Airstream is but a tiny, shiny star in the RV universe, and RV choice is an interesting phenomenon. Those whose primary desire is to camp or see America shop for something to do that with, and, for a variety of reasons, will likely choose a “White Box” trailer or an S.O.B. (“some other brand” in silver trailer-speak). Airstream owners want an Airstream. “People love them,” said Oregon WBCCI past president Teresa Taylor. “It’s not just a travel trailer for them to go camping somewhere. They want an Airstream. And now they can go camping.”
After eighty years, more than sixty percent of all the Airstreams manufactured are still on the road, and the 2013 models roll out of the factory in Ohio every day. The binary decision becomes, vintage or new?
“The vintage life is a different life, it’s not always as simple,” said Heath, whose trailers date from 1958 to 2011. “We learned a lot having a vintage first. I love having the shower,” she said of her newer models, “I love having plumbing, and I love the sinks and the storage. But even with the oldest vintage model you’re certainly not sleeping on the ground. That’s a huge thing for me. I’ve only camped in a tent once in my life.” Heath is a self-identified glamper—glamour camper—and her 2011 International bears the license plate Glampr. “Doug says it sucks the manhood out of him every time he pulls it,” she laughed.

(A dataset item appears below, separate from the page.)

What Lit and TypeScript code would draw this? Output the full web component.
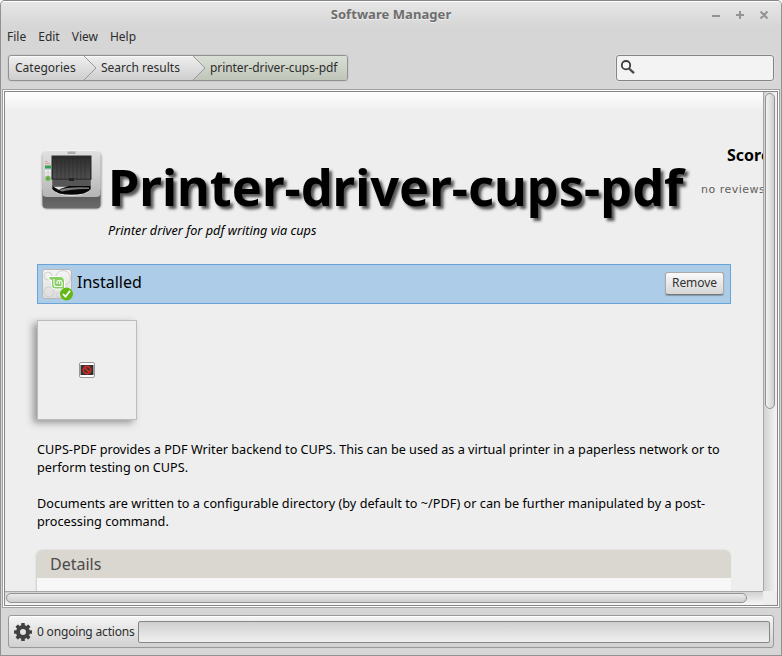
import { LitElement, html, css, svg } from "lit";
import { customElement } from "lit/decorators.js";

@customElement("printer-icon")
class PrinterIcon extends LitElement {
  static styles = css`:host{display:block;width:64px;height:66px} svg{display:block}`;
  render() {
    return html`<svg width="64" height="66" viewBox="0 0 64 66">
      <defs>
        <linearGradient id="b" x1="0" y1="0" x2="0" y2="1"><stop offset="0" stop-color="#e0e0e0"/><stop offset=".5" stop-color="#cecece"/><stop offset="1" stop-color="#b4b4b4"/></linearGradient>
        <linearGradient id="k" x1="0" y1="0" x2="0" y2="1"><stop offset="0" stop-color="#303030"/><stop offset="1" stop-color="#505050"/></linearGradient>
        <linearGradient id="d" x1="0" y1="0" x2="0" y2="1"><stop offset="0" stop-color="#505050"/><stop offset="1" stop-color="#6c6c6c"/></linearGradient>
        <filter id="s" x="-20%" y="-20%" width="140%" height="140%"><feGaussianBlur stdDeviation="1"/></filter>
      </defs>
      <rect x="3" y="5" width="59.5" height="57" rx="5" fill="#777" opacity=".65" filter="url(#s)"/>
      <rect x="3.5" y="40" width="58" height="21.5" rx="4" fill="url(#d)"/>
      <path d="M3.5 7Q3.500 3 8 3H57Q61.500 3 61.500 7V46Q61.500 50 57 50H8Q3.500 50 3.500 46Z" fill="url(#b)"/>
      <path d="M5 5.500Q6 3.500 8 3.500H57Q59 3.500 60 5.500" stroke="#f5f5f5" fill="none"/>
      <rect x="28.5" y="4.500" width="8" height="2.500" fill="#ababab"/>
      <path d="M13 33V41Q17 49 32.500 49Q48 49 52 41V33Z" fill="#e4e4e4"/>
      <path d="M12.5 8.500H52.500V32.500H51.500V42Q48 47.500 32.500 47.500Q17 47.500 13.500 42V32.500H12.500Z" fill="#2c2c2c"/>
      <rect x="14" y="12" width="37" height="20" fill="url(#k)"/>
      <path d="M18 12V32M22 12V32M26 12V32M30 12V32M34 12V32M38 12V32M42 12V32M46 12V32" stroke="#2c2c2c" opacity=".6"/>
      <rect x="13.500" y="32.500" width="38" height="6.500" fill="#565656"/>
      <path d="M12.500 32H52.500" stroke="#282828" opacity=".8"/>
      <path d="M13.500 39H51.500V42Q48 47.500 32.500 47.500Q17 47.500 13.500 42Z" fill="#070707"/>
      <path d="M14 39.500H30Q23 40.500 20 43Z" fill="#e0e0e0"/>
      <path d="M20 43Q28 39.500 50 40.500V42Q34 41.500 23 44.500Z" fill="#777"/>
      <rect x="30" y="31" width="5" height="3" fill="#222"/>
      <rect x="6" y="18.500" width="6" height="3" fill="#35a04f"/>
      <path d="M6 14.500H9M6 16.500H11" stroke="#dda69b"/>
      <path d="M6 23H8.500V25.500H6ZM9.500 23H12V25.500H9.500ZM6 26.500H8.500V28.500H6ZM9.500 26.500H12V28.500H9.500Z" fill="#eee"/>
      <circle cx="9" cy="31.500" r="2.300" fill="#55b732" stroke="#80aa70" stroke-width=".5"/>
    </svg>`;
  }
}

@customElement("app-root")
class AppRoot extends LitElement {
  static styles = css`
    :host{display:block;width:782px;height:656px;font:12px/16px "Noto Sans",sans-serif;color:#2d2d2d}
    *{box-sizing:border-box}
    svg{display:block;flex:none}
    .window{width:782px;height:656px;display:flex;flex-direction:column;border:1px solid #929292;border-top-color:#858585;border-radius:5px 5px 0 0;background:#d6d6d6;overflow:hidden}
    .titlebar{height:26px;flex:none;border-top:1px solid #fff;background:linear-gradient(#e6e6e6,#d6d6d6);display:grid;grid-template-columns:1fr auto 1fr;align-items:center;color:#6d6d6d;text-shadow:0 1px #eee}
    .title{grid-column:2;font-weight:700;font-size:13px;white-space:nowrap;letter-spacing:.06px;padding-bottom:2px}
    .controls{justify-self:end;padding-right:11px;padding-bottom:2px}
    .menu{height:22px;flex:none;display:flex;align-items:center;padding:0 0 3px 6px;gap:12px}
    .tools{height:40px;flex:none;display:flex;justify-content:space-between;align-items:flex-start;padding:6px 7px 0}
    .crumbs{height:26px;width:340px;display:flex;border:1px solid #919191;border-radius:3px;background:linear-gradient(#efefef,#cecece);overflow:hidden;box-shadow:inset 0 1px #fafafa,0 0 0 1px #cdcdcd}
    .crumb{display:flex;align-items:center;white-space:nowrap;padding-left:6px;height:24px}
    .crumb.first{width:75px}.crumb.second{width:96px;padding-left:4px}
    .sep{width:13px;height:24px}
    .current{flex:1;background:linear-gradient(#dadfd5,#bfc5b9);padding-left:4px;letter-spacing:-.07px}
    .search{width:158px;height:26px;border:1px solid #858585;border-radius:3px;background:#f3f3f3;padding:3px;box-shadow:0 0 0 1px #dedede}
    .frame{height:519px;flex:none;margin:0 1px 0 1px;border:1px solid #a0a0a0;background:#fff;padding:1px}
    .viewport{height:515px;border:1px solid #868686;display:grid;grid-template-columns:758px 1fr;grid-template-rows:499px 1fr;background:#eee}
    .page{overflow:hidden;background:linear-gradient(#fff,#eee 20px);color:#000;padding:55px 0 0 32px;font-size:12.67px;line-height:18px}
    .heading{height:117px;width:900px;display:flex}
    .name{width:596px;padding-left:5px}
    h1{font-size:50.5px;line-height:66px;margin:7px 0 1px;white-space:nowrap;text-shadow:3px 3px 3px #555}
    .summary{font-style:italic;line-height:18px;letter-spacing:.02px}
    .printer{padding:0 0 0 2px;width:66px;flex:none}
    .score{width:100px;padding-left:2px}
    .score b{display:block;font-size:16px;line-height:18px;margin-top:-1px;padding-left:26px}
    .score span{display:block;font:11px/14px "DejaVu Sans",sans-serif;color:#606060;letter-spacing:.5px;margin-top:19px;white-space:nowrap}
    .installed{width:694px;height:40px;border:1px solid #68a4d7;background:#adcce8;display:flex;align-items:center;padding:0 6px 0 4px;font-size:16px;line-height:20px}
    .status{flex:1;padding:0 0 4px 4px}
    button{font:12px/16px "Noto Sans",sans-serif;color:#303030;width:59px;height:23px;margin-bottom:2px;border:1px solid #aaa;border-bottom-color:#777;border-radius:3px;background:linear-gradient(#fafafa,#d6d6d6);padding:0 0 1px;box-shadow:0 1px 1px #8198aa;letter-spacing:-.05px}
    .shot{width:100px;height:100px;margin-top:16px;border:1px solid #bcbcbc;box-shadow:-4px 3px 7px #999;background:#eee;display:grid;place-items:center}
    p{margin:0;width:700px;height:54px;white-space:nowrap}
    p + p{letter-spacing:.02px}
    .copy{padding-top:20px}
    .details{width:694px;margin-top:2px;border-radius:6px 6px 0 0;background:#f7f7f7;box-shadow:-1px 0 2px #ccc;overflow:hidden;height:60px}
    h2{margin:0;height:28px;background:#dad6d0;color:#4b4b4b;font-weight:400;font-size:16px;line-height:28px;padding-left:13px}
    .vtrack{border-left:1px solid #a7a7a7;background:linear-gradient(90deg,#d2d2d2,#f5f5f5);padding:1px 2px 0 1px}
    .vthumb{height:316px;width:10px;border:1px solid #929292;border-radius:5px;background:linear-gradient(90deg,#f3f3f3,#cecece)}
    .htrack{border-top:1px solid #a7a7a7;background:linear-gradient(#d2d2d2,#f7f7f7);padding:1px}
    .hthumb{width:741px;height:10px;border:1px solid #929292;border-radius:5px;background:linear-gradient(#eaeaea,#cecece)}
    .footer{height:33px;flex:none;margin:7px 7px 0;border:1px solid #999;border-radius:3px;background:linear-gradient(#f5f5f5,#d1d1d1);display:flex;align-items:center;padding:0 3px 0 5px;box-shadow:inset 0 1px #fff}
    .footer span{width:106px;flex:none;padding-left:5px;white-space:nowrap;letter-spacing:-.18px}
    .progress{height:22px;flex:1;border:1px solid #868686;border-radius:2px;background:linear-gradient(#cfcfcf,#f0f0f0)}
    .badge{overflow:visible}
  `;
  separator(active: boolean) {
    return html`<svg class="sep" viewBox="0 0 13 24"><rect width="13" height="24" fill=${active ? "url(#g)" : "none"}/><defs><linearGradient id="g" x1="0" y1="0" x2="0" y2="1"><stop stop-color="#dadfd5"/><stop offset="1" stop-color="#bfc5b9"/></linearGradient><linearGradient id="h" x1="0" y1="0" x2="0" y2="1"><stop stop-color="#efefef"/><stop offset="1" stop-color="#cecece"/></linearGradient></defs><path d="M0 0L12 12L0 24Z" fill="url(#h)"/><path d="M0 0L12 12L0 24" stroke="#999" fill="none"/></svg>`;
  }
  render() {
    const teeth = Array.from({ length: 8 }, (_, i) => svg`<rect x="7.2" y="0" width="3.6" height="5" rx=".6" transform=${`rotate(${i * 45} 9 9)`}/>`);
    return html`<div class="window">
      <header class="titlebar"><div class="title">Software Manager</div><div class="controls"><svg width="60" height="12" viewBox="0 0 60 12" fill="none" stroke="#949494" stroke-width="2"><path d="M2 8H10M26 7H34M30 3V11M50.5 3.5L57.5 10.5M57.5 3.5L50.5 10.5"/></svg></div></header>
      <nav class="menu"><span>File</span><span>Edit</span><span>View</span><span>Help</span></nav>
      <div class="tools"><div class="crumbs"><div class="crumb first">Categories</div>${this.separator(false)}<div class="crumb second">Search results</div>${this.separator(true)}<div class="crumb current">printer-driver-cups-pdf</div></div>
        <div class="search"><svg width="16" height="16" viewBox="0 0 16 16"><circle cx="6" cy="6.2" r="4.2" fill="#fafafa" stroke="#3b3b3b" stroke-width="1.8"/><path d="M9 9.5L14 14.2" stroke="#4b4b4b" stroke-width="2.4"/></svg></div></div>
      <main class="frame"><div class="viewport"><section class="page">
        <div class="heading"><div class="printer"><printer-icon></printer-icon></div><div class="name"><h1>Printer-driver-cups-pdf</h1><div class="summary">Printer driver for pdf writing via cups</div></div><div class="score"><b>Score:</b><span>no reviews</span></div></div>
        <div class="installed"><svg class="badge" width="31" height="32" viewBox="0 0 31 32"><defs><linearGradient id="m" x2="0" y2="1"><stop stop-color="#f6f6f6"/><stop offset="1" stop-color="#dcdcdc"/></linearGradient></defs><rect x=".5" y="1.5" width="29" height="29" rx="2.5" fill="url(#m)" stroke="#b8b8b8"/><g fill="none" stroke="#d0d0d0"><circle cx="7" cy="24" r="5"/><circle cx="21" cy="10" r="7.5"/><circle cx="6" cy="8" r="4"/><circle cx="17" cy="27" r="2.5"/></g><path d="M7 8.500H18.500Q22.500 8.500 22.500 12.500V21H13Q9.500 21 9.500 17.500V12H7Z" fill="#86cf62" stroke="#fff"/><path d="M12 11V16.500Q12 18.500 14 18.500H20V14.500Q20 12.500 18.700 12.500Q17.500 12.500 17.500 14V16M17.500 14Q17.500 12.500 16.200 12.500Q15 12.500 15 14V16" fill="none" stroke="#fff" stroke-width="1.1"/><circle cx="24.5" cy="26" r="6.5" fill="#62b914"/><path d="M21 26L23.5 28.700L28 22.700" stroke="#fff" stroke-width="1.8" fill="none"/></svg><div class="status">Installed</div><button>Remove</button></div>
        <div class="shot"><svg width="16" height="16" viewBox="0 0 16 16"><rect x=".5" y=".5" width="15" height="15" rx="1.5" fill="#fff" stroke="#999"/><rect x="1.5" y="3" width="13" height="10" fill="#333"/><g stroke="#dc2a20" stroke-width="1.6" fill="none"><circle cx="8" cy="8" r="3.600"/><path d="M5.600 5.600L10.4 10.4"/></g></svg></div>
        <div class="copy"><p>CUPS-PDF provides a PDF Writer backend to CUPS. This can be used as a virtual printer in a paperless network or to<br>perform testing on CUPS.</p><p>Documents are written to a configurable directory (by default to ~/PDF) or can be further manipulated by a post-<br>processing command.</p></div>
        <section class="details"><h2>Details</h2></section>
      </section><div class="vtrack"><div class="vthumb"></div></div><div class="htrack"><div class="hthumb"></div></div><div></div></div></main>
      <footer class="footer"><svg width="18" height="18" viewBox="0 0 18 18" fill="#414141">${teeth}<path fill-rule="evenodd" d="M9 2A7 7 0 1 0 9 16A7 7 0 1 0 9 2ZM9 6A3 3 0 1 1 9 12A3 3 0 1 1 9 6Z"/></svg><span>0 ongoing actions</span><div class="progress"></div></footer>
    </div>`;
  }
}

Brad and Susan Taylor work around the lack of indoor plumbing in their popular “park model” 19-foot 1953 Flying Cloud. “It’s very primitive compared to newer Airstreams,” said Brad Taylor. “What makes owning a vintage wonderful is everyone sees you coming, and they come up and talk to you.” The Taylors have appointed their trailer with period collectibles unearthed at the estate sales, old barns, and storage units that Taylor scours as part of his work as a “horse trader—I buy and sell things. And I never retail shop, ever,” he said. Outside, amid the pink flamingos, the Taylors display pink vintage parking meters (that once lined the streets in Eugene), mid-century Schwinn bikes, and a rare pink Coleman cooler.
Every Airstream owner, even those towing the latest models, faces a common challenge: space management. Tom Griffin and Katy Hurley recently upgraded to a luxurious 27-foot 2012 Serenity International and replaced the shabby-chic cowgirl kitsch in their former trailer with colorful Southwest decor that suits their relaxed lifestyle.
Though the new trailer is “actually larger than what we had, storage is always a challenge,” said Hurley. “I always take more than I should. There are lessons to be learned about thinking small, thinking simple.”
Mona Heath agrees. “The living space is definitely a challenge,” she said. “What it makes you do is make choices of what you bring with you. I overloaded our first trailer, and then started editing. I learned to get things that collapse so they are space saving, and things that are multipurpose.”
Living in an aluminum pod poses other problems. “Doug sleeps next to the wall and when he snores it kind of bounces off the wall,” Heath said. “It’s like this acoustical amplification. And Mellie, our hound dog snores! I can’t just get up and sleep on the couch because it’s only two feet away.”
“The key to living in a Bambi is plastic tubs,” said Greg “Boomer” Boam, a former surfer living fulltime in his 16-foot 2006 trailer surrounded by tie-dye, peace signs and lava lamps. “The closet has room for ten Hawaiian shirts and a sweatshirt,” he said of the tiny floorplan, the smallest offered by Airstream.
“I look at it like I got an east wing and a west wing and I open the door and that’s my living room,” Boam said during breakfast in the large meeting room overlooking the river, where the Oregon Unit assembled during the spring rally at Riverbend Resort.
“Look at us,” Boam said, gesturing to the gathering. “It’s a buzz in here. And the community is so diverse. I mean you see people twice my age and half my age. It’s really opened up to the younger generation and the enthusiasm that group has brought really reflects in the Oregon club.”
“Everybody is so very outgoing,” said Panamerica owner Steve Prokop. “It’s that brotherhood of Airstream. You flash your brights at each other and wave when you see another on the road, and you always talk to each other at the rallies and see if each other needs help. You don’t see the other types of trailer people out visiting with each other.”
“When you go into a campground, you drive around and look for other Airstreams,” agrees Brad Taylor. “Obviously this club has given us a wealth of friends. Probably the best part of the WBCCI Oregon Unit is it’s a very socio-economically diverse group. We have people from all sorts of spectrums of society. The common thread is people like to get out and experience things.”
“This club has become family to me,” said Mona Heath. “Without having an Airstream I would never have had an opportunity to meet all these people I can’t imagine not knowing now. It has completely changed our life.”
“You have a whole different circle of friends,” said Teresa Taylor, a former interior designer who owns an award-winning vintage model with her husband Glenn, a former city planner. “You have your Airstream friends, and then you have your other friends. We seem to do more with our Airstream friends! We have so much in common, because they are looking for something more aesthetic, more artistic. Or like Glenn, they are people who are interested more in quality of workmanship and engineering. People who are thinking outside the box.” Literally, outside the White Box.